Jefferson County Commissioner Phil Johnson remembers coming back from a trip to southern Washington and getting stuck on the ferry overnight when heavy seas forced the ferry to return to Edmonds.

“It was a nuisance to get back and forth,” he said. “We came over on the Edmonds run and they couldn’t tie the boat up, so we went back to Edmond where they tied up. I was on the boat all night.”

Catastrophic failure

As reported in The Daily News, the bridge’s catastrophic failure came after the drawspan was opened to relieve pressure on the floating structure.

The bridge’s control tower crew had evacuated before the hatches on the supporting pontoons blew open and water rushed inside them.

Water filled the pontoons sank like rocks breaking up the bridge shortly after a truck driver who mistakenly crossed onto the close bridge barely escaped in his vehicle.

Two state pickups, a bridge worker’s car, a crane, air compressor and tools all went down with the bridge section, The Daily News reported in an interview with Chuck Meyers, a 60-year-old bridge control tower worker who opened the draw span at about 2 a.m. the day it sank.

Escaping the listing bridge, Meyers said he was without fear, “until after I got up there and turned around and watched it break up.

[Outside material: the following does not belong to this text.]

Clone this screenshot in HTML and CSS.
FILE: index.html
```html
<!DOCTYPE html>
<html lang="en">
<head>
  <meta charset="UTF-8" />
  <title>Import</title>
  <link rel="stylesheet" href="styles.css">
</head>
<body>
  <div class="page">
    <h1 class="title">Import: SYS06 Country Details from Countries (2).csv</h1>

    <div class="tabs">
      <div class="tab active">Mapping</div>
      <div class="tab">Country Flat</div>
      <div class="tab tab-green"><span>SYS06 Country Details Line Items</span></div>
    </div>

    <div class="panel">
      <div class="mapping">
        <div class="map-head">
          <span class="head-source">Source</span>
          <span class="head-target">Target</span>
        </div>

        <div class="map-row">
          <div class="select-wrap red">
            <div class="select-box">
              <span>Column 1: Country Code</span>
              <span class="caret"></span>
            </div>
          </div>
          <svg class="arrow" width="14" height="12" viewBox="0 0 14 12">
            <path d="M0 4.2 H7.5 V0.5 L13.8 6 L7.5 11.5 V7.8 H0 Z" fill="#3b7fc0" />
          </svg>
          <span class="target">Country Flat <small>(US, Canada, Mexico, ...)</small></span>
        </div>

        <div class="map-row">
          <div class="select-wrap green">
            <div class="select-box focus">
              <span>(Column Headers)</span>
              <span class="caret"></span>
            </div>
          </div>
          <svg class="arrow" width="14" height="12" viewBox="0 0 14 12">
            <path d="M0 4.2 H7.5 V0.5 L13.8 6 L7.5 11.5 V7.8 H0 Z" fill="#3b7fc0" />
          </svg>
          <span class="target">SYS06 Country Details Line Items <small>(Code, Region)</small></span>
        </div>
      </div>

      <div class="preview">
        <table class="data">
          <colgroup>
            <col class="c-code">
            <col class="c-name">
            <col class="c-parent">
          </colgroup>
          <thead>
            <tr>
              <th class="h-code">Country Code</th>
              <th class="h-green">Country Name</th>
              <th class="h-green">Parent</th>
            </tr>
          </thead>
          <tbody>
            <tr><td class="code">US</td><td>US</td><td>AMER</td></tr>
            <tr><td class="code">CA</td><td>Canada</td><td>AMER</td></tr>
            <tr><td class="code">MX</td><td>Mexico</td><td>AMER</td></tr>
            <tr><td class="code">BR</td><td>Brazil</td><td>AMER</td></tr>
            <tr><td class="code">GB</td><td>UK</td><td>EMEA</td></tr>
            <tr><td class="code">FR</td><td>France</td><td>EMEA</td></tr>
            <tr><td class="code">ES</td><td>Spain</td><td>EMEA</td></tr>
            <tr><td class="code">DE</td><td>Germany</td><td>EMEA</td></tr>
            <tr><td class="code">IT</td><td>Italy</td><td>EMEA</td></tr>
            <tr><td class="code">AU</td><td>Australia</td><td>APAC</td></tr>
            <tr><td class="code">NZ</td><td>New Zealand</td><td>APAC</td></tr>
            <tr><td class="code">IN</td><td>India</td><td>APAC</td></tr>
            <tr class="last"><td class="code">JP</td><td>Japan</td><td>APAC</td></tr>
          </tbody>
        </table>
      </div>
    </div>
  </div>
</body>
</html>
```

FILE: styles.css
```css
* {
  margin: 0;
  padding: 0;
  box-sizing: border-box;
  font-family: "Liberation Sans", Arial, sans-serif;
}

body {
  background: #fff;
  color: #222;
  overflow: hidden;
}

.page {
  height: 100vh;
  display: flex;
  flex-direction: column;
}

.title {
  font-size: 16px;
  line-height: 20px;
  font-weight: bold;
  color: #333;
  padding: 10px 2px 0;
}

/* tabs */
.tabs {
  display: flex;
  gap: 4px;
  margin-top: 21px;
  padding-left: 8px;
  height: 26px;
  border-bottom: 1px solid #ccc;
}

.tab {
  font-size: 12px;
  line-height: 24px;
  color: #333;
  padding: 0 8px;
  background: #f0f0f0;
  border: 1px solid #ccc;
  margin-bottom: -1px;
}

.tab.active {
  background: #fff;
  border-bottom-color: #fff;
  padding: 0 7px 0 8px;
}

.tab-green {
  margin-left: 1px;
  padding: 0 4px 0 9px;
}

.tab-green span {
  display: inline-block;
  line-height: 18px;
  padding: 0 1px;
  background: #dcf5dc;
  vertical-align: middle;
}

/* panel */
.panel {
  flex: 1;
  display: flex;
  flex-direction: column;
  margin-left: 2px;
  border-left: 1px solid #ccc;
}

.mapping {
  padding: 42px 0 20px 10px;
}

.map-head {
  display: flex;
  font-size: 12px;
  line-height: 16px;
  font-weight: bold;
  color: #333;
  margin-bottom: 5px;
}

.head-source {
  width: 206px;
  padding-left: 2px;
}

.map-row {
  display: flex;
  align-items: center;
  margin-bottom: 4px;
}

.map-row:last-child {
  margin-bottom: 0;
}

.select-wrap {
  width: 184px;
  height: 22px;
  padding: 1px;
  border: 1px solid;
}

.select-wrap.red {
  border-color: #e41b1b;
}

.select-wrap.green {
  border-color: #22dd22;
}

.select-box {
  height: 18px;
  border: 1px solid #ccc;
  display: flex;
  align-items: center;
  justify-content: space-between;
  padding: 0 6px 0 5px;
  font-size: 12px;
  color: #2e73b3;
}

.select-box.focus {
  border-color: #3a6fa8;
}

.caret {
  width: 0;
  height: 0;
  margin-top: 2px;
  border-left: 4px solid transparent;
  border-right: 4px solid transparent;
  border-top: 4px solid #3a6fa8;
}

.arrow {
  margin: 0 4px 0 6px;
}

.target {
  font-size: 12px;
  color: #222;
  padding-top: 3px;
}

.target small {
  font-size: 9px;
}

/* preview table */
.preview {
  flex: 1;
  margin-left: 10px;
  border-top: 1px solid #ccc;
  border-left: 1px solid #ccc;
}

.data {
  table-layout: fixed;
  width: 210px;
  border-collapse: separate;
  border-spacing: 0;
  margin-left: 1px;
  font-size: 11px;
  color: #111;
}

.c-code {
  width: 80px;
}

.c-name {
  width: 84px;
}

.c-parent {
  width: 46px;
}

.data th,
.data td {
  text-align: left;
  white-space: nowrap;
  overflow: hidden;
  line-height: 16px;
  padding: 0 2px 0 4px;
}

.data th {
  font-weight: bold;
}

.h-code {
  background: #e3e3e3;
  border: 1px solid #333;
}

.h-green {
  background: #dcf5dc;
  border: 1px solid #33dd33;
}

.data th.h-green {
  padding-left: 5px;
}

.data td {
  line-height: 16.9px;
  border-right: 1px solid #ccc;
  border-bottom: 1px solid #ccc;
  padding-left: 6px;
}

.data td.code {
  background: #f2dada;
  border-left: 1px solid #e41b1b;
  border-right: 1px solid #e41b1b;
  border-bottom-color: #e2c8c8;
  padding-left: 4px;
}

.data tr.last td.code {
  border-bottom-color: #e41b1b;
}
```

Then I got a little shock.”

He watched as “they went down and it peeled one pontoon after another.”

It cost $143 million to replace the bridge’s west half, compared to the $477.8 million budgeted to replace the bridge’s eastern half this year.

The east half will be towed into place and installed after the decrepit old stretch is removed.

The bridge toll was $1.50 per car for five years before the bridge closed, but it reopened with a $2.50 per car fee, igniting a controversy.

As a result of public outcry, tolls first were reduced to $2, then lifted entirely in August 1985 after a court ruling that the insurance settlement constituted repayment of the construction bonds.

The state Legislature acted to prevent tolls from ever again being charged to cross the Hood Canal Bridge.